On Wed, Feb 06, 2019 at 12:46:20PM +0000, João Valverde wrote:
>
>
> On 06/02/19 09:08, Dario Lombardo wrote:
> > > This would mean that they'd have to build Wireshark differently from
> > the default way it's built, using the "package for systems that run
> > everything as root" option. That means a standard Debian package, built
> > to run on a system where you *don't* run everything as root, so that you
> > can leave the safety checks in place, won't be appropriate for Kali.
> >
> > I was thinking to something like maintaining a list of debian derivative
> > that have just the root account (the version checked with lsb_release)
> > and run something on them during the installation phase.
> >
> > > - use something else other than error() when disabling dofile()
> > > (something that won't generate such a disruptive dialog window for
> > example).
> >
> > That was my first try. Something like error -> warning, but I didn't
> > find anything useful. Are you aware of something?
> >
>
> I'm not aware of anything out-of-the-box. It would probably require some UX
> work in Qt to make this notification more user-friendly.
Any dialog would be equally annoying. Perhaps there is a way to push a
statusbar message, but honestly I don't think Lua is the appropriate
place to warn about some stupid behavior.

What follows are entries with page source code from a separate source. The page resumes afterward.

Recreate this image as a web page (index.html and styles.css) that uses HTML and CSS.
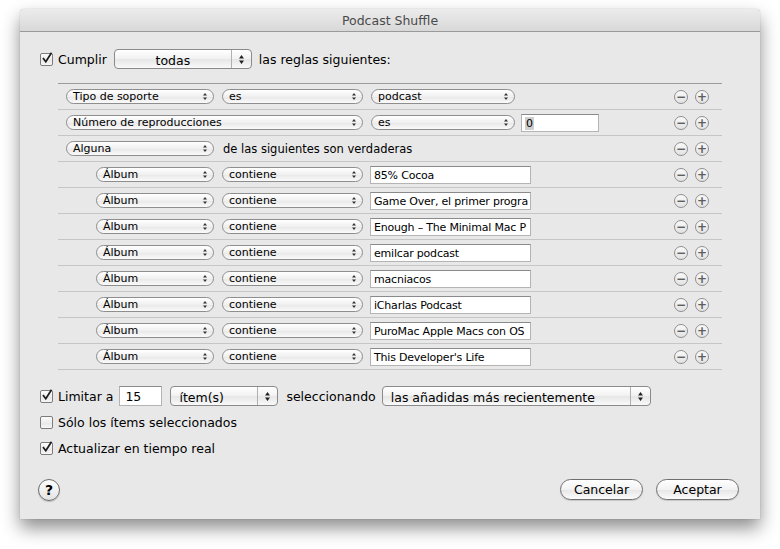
FILE: index.html
```html
<!DOCTYPE html>
<html>
<head>
<meta charset="utf-8">
<link rel="stylesheet" href="styles.css">
</head>
<body>
<div class="window">
  <div class="titlebar">Podcast Shuffle</div>
  <div class="content">
    <div class="toprow">
      <span class="check on"><svg width="15" height="15" viewBox="0 0 15 15"><path d="M3 7 L5.8 10.8 L11.5 1.8" fill="none" stroke="#1c1c1c" stroke-width="1.7"/></svg></span>
      <span class="lbl">Cumplir</span>
      <span class="bigpop center w-todas"><span class="ptext">todas</span><span class="parrows"><svg width="7" height="11" viewBox="0 0 7 11"><path d="M3.5 1 L6 4.5 L1 4.5Z M3.5 10 L6 6.5 L1 6.5Z" fill="#222"/></svg></span></span>
      <span class="lbl">las reglas siguientes:</span>
    </div>

    <div class="rules">
      <div class="rule">
        <span class="pop w148"><span class="ptext">Tipo de soporte</span><svg class="sarr" width="6" height="9" viewBox="0 0 6 9"><path d="M3 1 L5 3.5 L1 3.5Z M3 8 L5 5.5 L1 5.5Z" fill="#333"/></svg></span>
        <span class="pop w141"><span class="ptext">es</span><svg class="sarr" width="6" height="9" viewBox="0 0 6 9"><path d="M3 1 L5 3.5 L1 3.5Z M3 8 L5 5.5 L1 5.5Z" fill="#333"/></svg></span>
        <span class="pop w144"><span class="ptext">podcast</span><svg class="sarr" width="6" height="9" viewBox="0 0 6 9"><path d="M3 1 L5 3.5 L1 3.5Z M3 8 L5 5.5 L1 5.5Z" fill="#333"/></svg></span>
        <span class="pm"><span class="circ">&#8722;</span><span class="circ">+</span></span>
      </div>
      <div class="rule">
        <span class="pop w297"><span class="ptext">Número de reproducciones</span><svg class="sarr" width="6" height="9" viewBox="0 0 6 9"><path d="M3 1 L5 3.5 L1 3.5Z M3 8 L5 5.5 L1 5.5Z" fill="#333"/></svg></span>
        <span class="pop w144"><span class="ptext">es</span><svg class="sarr" width="6" height="9" viewBox="0 0 6 9"><path d="M3 1 L5 3.5 L1 3.5Z M3 8 L5 5.5 L1 5.5Z" fill="#333"/></svg></span>
        <span class="field fnum"><span class="sel">0</span></span>
        <span class="pm"><span class="circ">&#8722;</span><span class="circ">+</span></span>
      </div>
      <div class="rule">
        <span class="pop w148"><span class="ptext">Alguna</span><svg class="sarr" width="6" height="9" viewBox="0 0 6 9"><path d="M3 1 L5 3.5 L1 3.5Z M3 8 L5 5.5 L1 5.5Z" fill="#333"/></svg></span>
        <span class="rlbl">de las siguientes son verdaderas</span>
        <span class="pm"><span class="circ">&#8722;</span><span class="circ">+</span></span>
      </div>

      <div class="rule sub">
        <span class="pop w118"><span class="ptext">Álbum</span><svg class="sarr" width="6" height="9" viewBox="0 0 6 9"><path d="M3 1 L5 3.5 L1 3.5Z M3 8 L5 5.5 L1 5.5Z" fill="#333"/></svg></span>
        <span class="pop w141"><span class="ptext">contiene</span><svg class="sarr" width="6" height="9" viewBox="0 0 6 9"><path d="M3 1 L5 3.5 L1 3.5Z M3 8 L5 5.5 L1 5.5Z" fill="#333"/></svg></span>
        <span class="field ftext">85% Cocoa</span>
        <span class="pm"><span class="circ">&#8722;</span><span class="circ">+</span></span>
      </div>
      <div class="rule sub">
        <span class="pop w118"><span class="ptext">Álbum</span><svg class="sarr" width="6" height="9" viewBox="0 0 6 9"><path d="M3 1 L5 3.5 L1 3.5Z M3 8 L5 5.5 L1 5.5Z" fill="#333"/></svg></span>
        <span class="pop w141"><span class="ptext">contiene</span><svg class="sarr" width="6" height="9" viewBox="0 0 6 9"><path d="M3 1 L5 3.5 L1 3.5Z M3 8 L5 5.5 L1 5.5Z" fill="#333"/></svg></span>
        <span class="field ftext">Game Over, el primer progra</span>
        <span class="pm"><span class="circ">&#8722;</span><span class="circ">+</span></span>
      </div>
      <div class="rule sub">
        <span class="pop w118"><span class="ptext">Álbum</span><svg class="sarr" width="6" height="9" viewBox="0 0 6 9"><path d="M3 1 L5 3.5 L1 3.5Z M3 8 L5 5.5 L1 5.5Z" fill="#333"/></svg></span>
        <span class="pop w141"><span class="ptext">contiene</span><svg class="sarr" width="6" height="9" viewBox="0 0 6 9"><path d="M3 1 L5 3.5 L1 3.5Z M3 8 L5 5.5 L1 5.5Z" fill="#333"/></svg></span>
        <span class="field ftext">Enough – The Minimal Mac P</span>
        <span class="pm"><span class="circ">&#8722;</span><span class="circ">+</span></span>
      </div>
      <div class="rule sub">
        <span class="pop w118"><span class="ptext">Álbum</span><svg class="sarr" width="6" height="9" viewBox="0 0 6 9"><path d="M3 1 L5 3.5 L1 3.5Z M3 8 L5 5.5 L1 5.5Z" fill="#333"/></svg></span>
        <span class="pop w141"><span class="ptext">contiene</span><svg class="sarr" width="6" height="9" viewBox="0 0 6 9"><path d="M3 1 L5 3.5 L1 3.5Z M3 8 L5 5.5 L1 5.5Z" fill="#333"/></svg></span>
        <span class="field ftext">emilcar podcast</span>
        <span class="pm"><span class="circ">&#8722;</span><span class="circ">+</span></span>
      </div>
      <div class="rule sub">
        <span class="pop w118"><span class="ptext">Álbum</span><svg class="sarr" width="6" height="9" viewBox="0 0 6 9"><path d="M3 1 L5 3.5 L1 3.5Z M3 8 L5 5.5 L1 5.5Z" fill="#333"/></svg></span>
        <span class="pop w141"><span class="ptext">contiene</span><svg class="sarr" width="6" height="9" viewBox="0 0 6 9"><path d="M3 1 L5 3.5 L1 3.5Z M3 8 L5 5.5 L1 5.5Z" fill="#333"/></svg></span>
        <span class="field ftext">macniacos</span>
        <span class="pm"><span class="circ">&#8722;</span><span class="circ">+</span></span>
      </div>
      <div class="rule sub">
        <span class="pop w118"><span class="ptext">Álbum</span><svg class="sarr" width="6" height="9" viewBox="0 0 6 9"><path d="M3 1 L5 3.5 L1 3.5Z M3 8 L5 5.5 L1 5.5Z" fill="#333"/></svg></span>
        <span class="pop w141"><span class="ptext">contiene</span><svg class="sarr" width="6" height="9" viewBox="0 0 6 9"><path d="M3 1 L5 3.5 L1 3.5Z M3 8 L5 5.5 L1 5.5Z" fill="#333"/></svg></span>
        <span class="field ftext">iCharlas Podcast</span>
        <span class="pm"><span class="circ">&#8722;</span><span class="circ">+</span></span>
      </div>
      <div class="rule sub">
        <span class="pop w118"><span class="ptext">Álbum</span><svg class="sarr" width="6" height="9" viewBox="0 0 6 9"><path d="M3 1 L5 3.5 L1 3.5Z M3 8 L5 5.5 L1 5.5Z" fill="#333"/></svg></span>
        <span class="pop w141"><span class="ptext">contiene</span><svg class="sarr" width="6" height="9" viewBox="0 0 6 9"><path d="M3 1 L5 3.5 L1 3.5Z M3 8 L5 5.5 L1 5.5Z" fill="#333"/></svg></span>
        <span class="field ftext">PuroMac Apple Macs con OS</span>
        <span class="pm"><span class="circ">&#8722;</span><span class="circ">+</span></span>
      </div>
      <div class="rule sub">
        <span class="pop w118"><span class="ptext">Álbum</span><svg class="sarr" width="6" height="9" viewBox="0 0 6 9"><path d="M3 1 L5 3.5 L1 3.5Z M3 8 L5 5.5 L1 5.5Z" fill="#333"/></svg></span>
        <span class="pop w141"><span class="ptext">contiene</span><svg class="sarr" width="6" height="9" viewBox="0 0 6 9"><path d="M3 1 L5 3.5 L1 3.5Z M3 8 L5 5.5 L1 5.5Z" fill="#333"/></svg></span>
        <span class="field ftext">This Developer's Life</span>
        <span class="pm"><span class="circ">&#8722;</span><span class="circ">+</span></span>
      </div>
    </div>

    <div class="opt first">
      <span class="check on"><svg width="15" height="15" viewBox="0 0 15 15"><path d="M3 7 L5.8 10.8 L11.5 1.8" fill="none" stroke="#1c1c1c" stroke-width="1.7"/></svg></span>
      <span class="lbl">Limitar a</span>
      <span class="bfield">15</span>
      <span class="bigpop w-items"><span class="ptext">ítem(s)</span><span class="parrows"><svg width="7" height="11" viewBox="0 0 7 11"><path d="M3.5 1 L6 4.5 L1 4.5Z M3.5 10 L6 6.5 L1 6.5Z" fill="#222"/></svg></span></span>
      <span class="lbl sel-lbl">seleccionando</span>
      <span class="bigpop w-sel"><span class="ptext">las añadidas más recientemente</span><span class="parrows"><svg width="7" height="11" viewBox="0 0 7 11"><path d="M3.5 1 L6 4.5 L1 4.5Z M3.5 10 L6 6.5 L1 6.5Z" fill="#222"/></svg></span></span>
    </div>
    <div class="opt">
      <span class="check"></span>
      <span class="lbl">Sólo los ítems seleccionados</span>
    </div>
    <div class="opt">
      <span class="check on"><svg width="15" height="15" viewBox="0 0 15 15"><path d="M3 7 L5.8 10.8 L11.5 1.8" fill="none" stroke="#1c1c1c" stroke-width="1.7"/></svg></span>
      <span class="lbl">Actualizar en tiempo real</span>
    </div>

    <div class="footer">
      <span class="help">?</span>
      <span class="btn">Cancelar</span>
      <span class="btn">Aceptar</span>
    </div>
  </div>
</div>
</body>
</html>
```
FILE: styles.css
```css
* { box-sizing: border-box; }
html, body { margin: 0; padding: 0; background: #fff; }
body {
  font-family: "DejaVu Sans", "Liberation Sans", sans-serif;
  color: #000;
  width: 780px;
  height: 549px;
  overflow: hidden;
}
.window {
  margin: 9px 0 0 20px;
  width: 740px;
  height: 510px;
  background: #e8e8e8;
  border-radius: 4px 4px 0 0;
  box-shadow: 0 9px 18px rgba(0,0,0,0.45), 0 0 1px rgba(0,0,0,0.35);
  display: flex;
  flex-direction: column;
}
.titlebar {
  height: 23px;
  border-bottom: 1px solid #9a9a9a;
  background: linear-gradient(#ececec, #d8d8d8);
  border-radius: 4px 4px 0 0;
  text-align: center;
  font-size: 12.5px;
  line-height: 24px;
  color: #4a4a4a;
}
.content {
  padding: 0 21px 0 20px;
  display: flex;
  flex-direction: column;
}
.toprow {
  margin-top: 17px;
  height: 20px;
  display: flex;
  align-items: center;
}
.check {
  width: 13px;
  height: 13px;
  border: 1px solid #7c7c7c;
  border-radius: 2px;
  background: linear-gradient(#fdfdfd, #e9e9e9 60%, #f7f7f7);
  position: relative;
  flex: none;
}
.check svg {
  position: absolute;
  left: -1px;
  top: -3px;
}
.lbl {
  font-size: 12.5px;
  margin-left: 5px;
  white-space: nowrap;
  padding-top: 1px;
}
.bigpop {
  height: 20px;
  border: 1px solid #8a8a8a;
  border-radius: 4px;
  background: linear-gradient(#ffffff, #f1f1f1 50%, #e6e6e6 51%, #f9f9f9);
  display: flex;
  align-items: stretch;
  font-size: 12.5px;
  flex: none;
}
.bigpop .ptext {
  flex: 1;
  line-height: 19px;
  padding-top: 1px;
  padding-left: 8px;
  white-space: nowrap;
  overflow: hidden;
}
.bigpop.center .ptext { text-align: center; padding-left: 0; }
.parrows {
  width: 20px;
  border-left: 1px solid #b0b0b0;
  display: flex;
  align-items: center;
  justify-content: center;
}
.w-todas { width: 138px; margin-left: 7px; margin-right: 2px; }
.w-items { width: 108px; margin-left: 8px; }
.w-sel { width: 269px; margin-left: 6px; }
.sel-lbl { margin-left: 8px; }

.rules {
  margin-top: 14px;
  margin-left: 18px;
  width: 664px;
  border-top: 1px solid #9c9c9c;
}
.rule {
  height: 26px;
  border-bottom: 1px solid #c6c6c6;
  display: flex;
  align-items: center;
  padding-left: 8px;
  padding-right: 13px;
}
.rule.sub { padding-left: 38px; }
.pop {
  height: 15px;
  border: 1px solid #8e8e8e;
  border-radius: 8px;
  background: linear-gradient(#ffffff, #f0f0f0 50%, #e8e8e8 52%, #fafafa);
  display: flex;
  align-items: center;
  font-size: 11px;
  margin-right: 8px;
  flex: none;
  position: relative;
}
.pop .ptext {
  flex: 1;
  padding-left: 6px;
  line-height: 13px;
  white-space: nowrap;
}
.sarr { margin-right: 5px; flex: none; }
.w148 { width: 148px; }
.w141 { width: 141px; }
.w144 { width: 144px; }
.w297 { width: 297px; }
.w118 { width: 118px; }
.rlbl { font-size: 11.5px; margin-left: 1px; white-space: nowrap; }
.field {
  height: 18px;
  background: #fff;
  border: 1px solid #b4b4b4;
  border-top-color: #8a8a8a;
  font-size: 11px;
  line-height: 17px;
  padding-left: 3px;
  white-space: nowrap;
  overflow: hidden;
  flex: none;
}
.fnum { width: 78px; margin-left: -2px; }
.ftext { width: 161px; margin-left: -1px; letter-spacing: -0.2px; }
.sel { background: #cfcfcf; padding: 0 1px; }
.pm {
  margin-left: auto;
  display: flex;
  gap: 7px;
}
.circ {
  width: 14px;
  height: 14px;
  border: 1px solid #8f8f8f;
  border-radius: 50%;
  background: linear-gradient(#fafafa, #e2e2e2);
  color: #5e5e5e;
  font-size: 12px;
  font-weight: bold;
  line-height: 12px;
  text-align: center;
}

.opt {
  margin-top: 6px;
  height: 20px;
  display: flex;
  align-items: center;
}
.opt.first { margin-top: 16px; }
.bfield {
  width: 43px;
  height: 20px;
  margin-left: 6px;
  background: #fff;
  border: 1px solid #b4b4b4;
  border-top-color: #8a8a8a;
  font-size: 12.5px;
  line-height: 19px;
  padding-left: 5px;
  flex: none;
}
.footer {
  margin-top: 21px;
  height: 21px;
  display: flex;
  align-items: center;
}
.help {
  width: 22px;
  height: 22px;
  margin-left: -2px;
  border: 1px solid #6e6e6e;
  border-radius: 50%;
  background: linear-gradient(#ffffff, #e3e3e3);
  box-shadow: 0 1px 1px rgba(0,0,0,0.2);
  font-size: 14px;
  font-weight: bold;
  line-height: 20px;
  text-align: center;
}
.btn {
  width: 83px;
  height: 21px;
  border: 1px solid #6f6f6f;
  border-radius: 11px;
  background: linear-gradient(#ffffff, #f2f2f2 50%, #e6e6e6 52%, #fbfbfb);
  font-size: 12.5px;
  line-height: 19px;
  text-align: center;
  box-shadow: 0 1px 1px rgba(0,0,0,0.15);
}
.help + .btn { margin-left: auto; }
.btn + .btn { margin-left: 13px; }
```
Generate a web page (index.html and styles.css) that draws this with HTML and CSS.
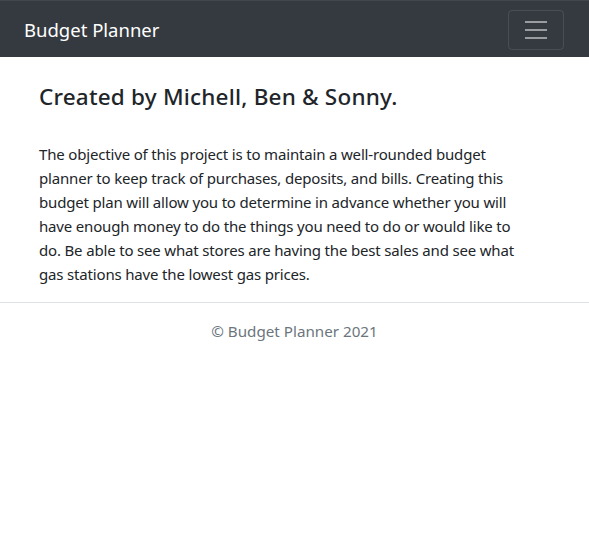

So tshark already prints a warning when started as (setuid) root. The
GUI does not. It could be modified to show a dialog, but it should
probably also present a "Do not mention this again" checkbox for systems
like Kali Linux where running everything as root is the norm.
> I have some doubts about the effectiveness and usefulness of this Lua
> sandbox. I didn't investigate in depth but it seems enabling/disabling the
> Lua runtime instead would be better, as dictated by policy (whatever that
> policy is).
Setting "enable_lua = false" (formerly "disable_lua = true") already
prevents further Lua code from being executed. Likewise when
"run_user_scripts_when_superuser" is false and when started as root.
I also question the utility of disabling the API, hence these patches:
wslua: do not load console.lua when run as root
https://code.wireshark.org/review/31912
wslua: do not partially disable the Lua API when run as root
https://code.wireshark.org/review/31913
The first patch can be safely be backported and should fix the issue
raised by Kali Linux users. Worst-case, it disables the GUI menu option,
but it has no effect otherwise.
The second patch removes the security theatre, but depends on the first
patch to effectively restrict execution of arbitrary user-supplied code.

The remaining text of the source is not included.